Bertrand Pacé, Aleph, on the ‘new’ America’s Cup: “It's a new way to sail. It's a new America's Cup, a new event. It's very good for the sport and I'm happy to be a part of this game. I'm 50 and I'm discovering a new boat and a new to sail. It's very exciting.”

Charlie Ogletree, China Team, talking about his promotion to skipper with Andreas Hagara brought in as helmsman: "Like any professional sports team, the management is always looking for the right combination of athletes to achieve their goals. Taking away the pressure of being skipper leaves Andreas clear to steer the boat and I take over some of the skipper roles as the tactician."

Dean Barker, Emirates Team New Zealand, predicting some 'snakes and ladders' racing: "We're sailing close to the shore, in puffy conditions, which will be challenging, so there are going to be big changes. There are big gains and losses around the race course. It makes it pretty tough. You try and do what you can, and you try and make the most of every situation but I'm sure there will be a few that go against us as well."

Loick Peyron, Energy Team, on the secret to success: “If you sail fast, you feel a lot more intelligent. But everything happens very quickly; the boats are fast, the courses are short so it happens very quickly, both the mistakes and the good things. Sometimes it is a surprise to be well placed. Sometimes you are just happy to be there, but you didn't choose to be there… You need to be fast, right, intelligent and lucky!”

Vasilij Zbogar, Green Comm Racing, on his capsize earlier in the week: "When we capsized suddenly I just saw all the sandwiches floating in the water. We were surrounded by sandwiches! Now we've capsized we can check that off the list. Yesterday we went sailing and we were much more confident, but still we need to be very careful with these boats in more than 20 knots. We go to the limit all the time…"

Chris Draper, Team Korea, daunted by how short the course will be inside Plymouth Sound: "I know that our new crew member who joined us was not that impressed! It's pretty short, full-on, the lads are going to be breathing hard. With three or four races, it will be a lot on. Good fun, but hard work."
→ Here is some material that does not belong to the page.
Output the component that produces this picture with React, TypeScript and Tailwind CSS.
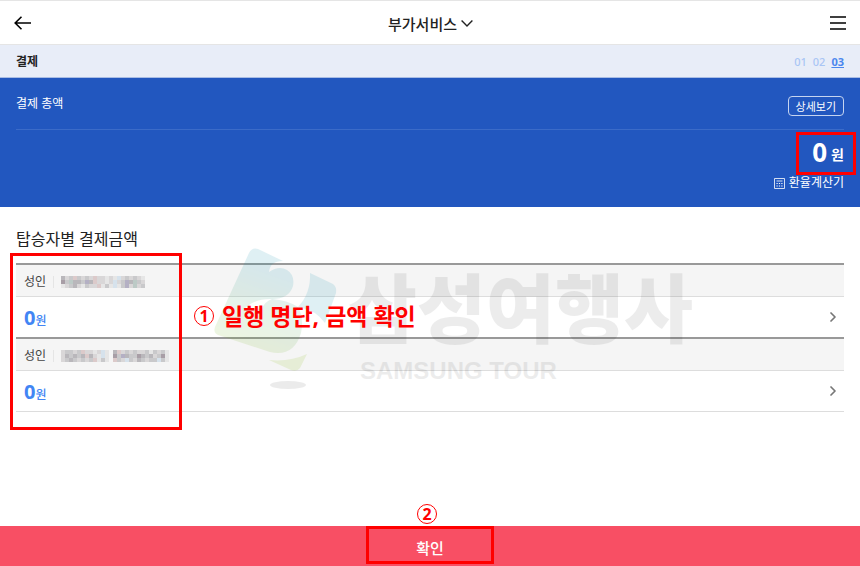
import React from 'react';
import { ChevronRight } from 'lucide-react';

type Passenger = {
  id: number;
  type: string;
  amount: number;
  mask: string[];
};

// Cell colours of the masked names
const maskColors: Record<string, string> = {
  a: '#a89ea6',
  b: '#b9b7bb',
  c: '#c9c9cb',
  d: '#d9d7d8',
  e: '#e6e6e6',
  r: '#dccaca',
  u: '#b4b0c4',
  s: '#d6e2ec',
  g: '#bccac6',
};

const passengers: Passenger[] = [
  {
    id: 1,
    type: '성인',
    amount: 0,
    mask: ['bdcrcdcdrddedesdcdcde', 'acgbbcubrddedsdcubgcd', 'edcbdecddrecesecudgdc'],
  },
  {
    id: 2,
    type: '성인',
    amount: 0,
    mask: ['dccdcrddedse.brdcdcddcecdce', 'dbcbcbrbdese.acubccabcbdcae', 'dcbcdcdcrece.rcdscdbcdccsce'],
  },
];

const steps = ['01', '02', '03'];

const MaskedName: React.FC<{ rows: string[] }> = ({ rows }) => (
  <svg
    width={rows[0].length * 4}
    height={rows.length * 4}
    shapeRendering="crispEdges"
    aria-hidden="true"
  >
    {rows.map((row, y) =>
      row
        .split('')
        .map((cell, x) =>
          maskColors[cell] ? (
            <rect key={`${x}-${y}`} x={x * 4} y={y * 4} width="4" height="4" fill={maskColors[cell]} />
          ) : null
        )
    )}
  </svg>
);

const StepMark: React.FC<{ value: number }> = ({ value }) => (
  <span className="flex size-5 items-center justify-center rounded-full border border-[#f00] text-base leading-none font-bold text-[#f00]">
    {value}
  </span>
);

// Agency watermark behind the passenger list
const Watermark: React.FC = () => (
  <div className="pointer-events-none absolute -top-4 left-[196px] flex gap-2">
    <svg width="128" height="144" viewBox="0 0 128 144" aria-hidden="true" className="shrink-0 opacity-[0.12]">
      <defs>
        <linearGradient id="mark" x1="0.6" y1="0" x2="0.3" y2="1">
          <stop offset="0.2" stopColor="#008ba8" />
          <stop offset="1" stopColor="#7fb800" />
        </linearGradient>
      </defs>
      <path
        fill="url(#mark)"
        fillRule="evenodd"
        d="M37 6Q40 0 46 2L71 14Q58 14 57 25Q67 18 75 23Q83 28 81 39Q77 52 60 52Q75 53 86 60Q92 71 89 86Q83 106 66 106Q62 106 58 105L6 88Q1 86 3 80ZM31 63Q43 51 60 52Q52 55 50 62Q40 60 31 63Z"
      />
      <path fill="#008ba8" d="M98 26L121 37Q125 40 124 46L113 76Q104 63 86 60Q99 46 98 26Z" />
      <path fill="#7fb800" d="M57 113Q78 115 95 107L88 121Q85 125 79 123Z" />
      <ellipse cx="76" cy="138" rx="18" ry="4" fill="#000" opacity="0.6" />
    </svg>
    <div className="pt-3 text-black opacity-[0.07]">
      <p className="text-[75px] leading-[98px] font-black whitespace-nowrap">삼성여행사</p>
      <p className="pl-3 font-['Liberation_Sans'] text-2xl leading-7 font-bold whitespace-nowrap">SAMSUNG TOUR</p>
    </div>
  </div>
);

const App: React.FC = () => {
  return (
    <div className="flex min-h-screen flex-col bg-white font-['Noto_Sans','Noto_Sans_CJK_KR',sans-serif] text-[#222]">
      {/* Title bar */}
      <header className="flex h-[45px] items-center justify-between border-y border-[#e5e5e5] px-3.5">
        <button type="button" aria-label="뒤로" className="text-black">
          <svg width="17" height="14" viewBox="0 0 17 14" fill="none" stroke="currentColor" strokeWidth="1.6">
            <path d="M7.5 .8L1.2 7l6.3 6.2M1.2 7H17" />
          </svg>
        </button>
        <button type="button" className="flex items-center gap-1 pt-0.5 text-[15px] leading-5 font-medium">
          부가서비스
          <svg width="12" height="7" viewBox="0 0 12 7" fill="none" stroke="currentColor" strokeWidth="1.4" aria-hidden="true">
            <path d="M.6 .6L6 6L11.4 .6" />
          </svg>
        </button>
        <button type="button" aria-label="메뉴" className="text-black">
          <svg width="16" height="14" viewBox="0 0 16 14" fill="none" stroke="currentColor" strokeWidth="1.7">
            <path d="M0 1h16M0 7h16M0 13h16" />
          </svg>
        </button>
      </header>

      {/* Progress */}
      <div className="flex h-[33px] items-center justify-between border-b border-[#a9bde5] bg-[#e8edf8] px-4">
        <h1 className="pt-0.5 text-xs font-bold">결제</h1>
        <ol className="flex gap-1.5 pt-0.5 text-[11px]">
          {steps.map((step) => (
            <li
              key={step}
              className={step === '03' ? 'font-bold text-[#4a86ee] underline' : 'font-medium text-[#a9c5f5]'}
            >
              {step}
            </li>
          ))}
        </ol>
      </div>

      {/* Total */}
      <section className="bg-[#2257bf] px-4 pb-4 text-white">
        <div className="flex h-[52px] items-center justify-between border-b border-[#3b6bc8]">
          <h2 className="text-xs">결제 총액</h2>
          <button
            type="button"
            className="mt-1 h-5 rounded border border-[#c5d4f0] px-[7px] text-[11px] leading-5"
          >
            상세보기
          </button>
        </div>
        <div className="flex flex-col items-end">
          <p className="relative flex h-[45px] items-center gap-1 font-bold">
            <span className="text-[26px]">0</span>
            <span className="pt-1 text-sm">원</span>
            <span className="absolute -right-3 -left-4 top-0.5 bottom-0 border-3 border-[#f00]" />
          </p>
          <button type="button" className="flex items-center gap-1 text-xs leading-4">
            <svg width="11" height="11" viewBox="0 0 11 11" fill="none" stroke="currentColor" strokeWidth="0.8" aria-hidden="true">
              <path d="M.5 .5h10v10H.5zM2.5 3h6" />
              <path d="M2.5 5.5h6M2.5 8h6" strokeDasharray="1.2 1.2" strokeWidth="1.2" />
            </svg>
            환율계산기
          </button>
        </div>
      </section>

      {/* Amount by passenger */}
      <main className="px-4 pt-5 pb-8">
        <h2 className="mb-3 text-base leading-6">탑승자별 결제금액</h2>
        <div className="relative">
          <ul className="border-b border-[#ddd]">
            {passengers.map((passenger) => (
              <li key={passenger.id} className="border-t-2 border-[#999]">
                <div className="flex h-8 items-center border-b border-[#ddd] bg-[#f5f5f5] px-2 pt-0.5 text-xs text-[#444]">
                  <span>{passenger.type}</span>
                  <span className="mx-[7px] h-3 w-px bg-[#e5e5e5]" />
                  <MaskedName rows={passenger.mask} />
                </div>
                <button type="button" className="flex h-10 w-full items-center justify-between pr-[3px] pl-2">
                  <span className="flex items-baseline pt-0.5 font-bold text-[#4285f4]">
                    <span className="text-xl">{passenger.amount}</span>
                    <span className="text-xs font-medium">원</span>
                  </span>
                  <ChevronRight className="size-4 text-[#777]" strokeWidth={2.6} />
                </button>
              </li>
            ))}
          </ul>
          <Watermark />
          <span className="pointer-events-none absolute -top-2.5 -bottom-[18px] -left-1.5 w-[172px] border-3 border-[#f00]" />
          <p className="pointer-events-none absolute top-9 left-[178px] flex items-center gap-2 text-[23px] font-bold text-[#f00]">
            <StepMark value={1} />
            일행 명단, 금액 확인
          </p>
        </div>
      </main>

      {/* Confirm */}
      <footer className="mt-auto bg-[#f84f64]">
        <button
          type="button"
          className="relative mx-auto flex h-10 w-32 items-center justify-center pt-1 text-[15px] font-medium text-white"
        >
          확인
          <span className="absolute inset-x-0 top-0 bottom-0.5 border-3 border-[#f00]" />
          <span className="absolute bottom-full left-[51px] mb-0.5">
            <StepMark value={2} />
          </span>
        </button>
      </footer>
    </div>
  );
};

export default App;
Russell Coutts, skipper, Oracle Racing Coutts, looking to avoid a repeat of being beaten by underdogs like Team Korea who knocked them out of the match racing in Cascais: "To say we were disappointed to lose to these guys is an understatement, but the fact is we didn't sail well enough to win. You can be beaten by any of these teams especially if you don't sail up to your best abilities. A very experienced America's Cup sailor once told me it's better to have a good finish than a good start, and they had the better finish on the day."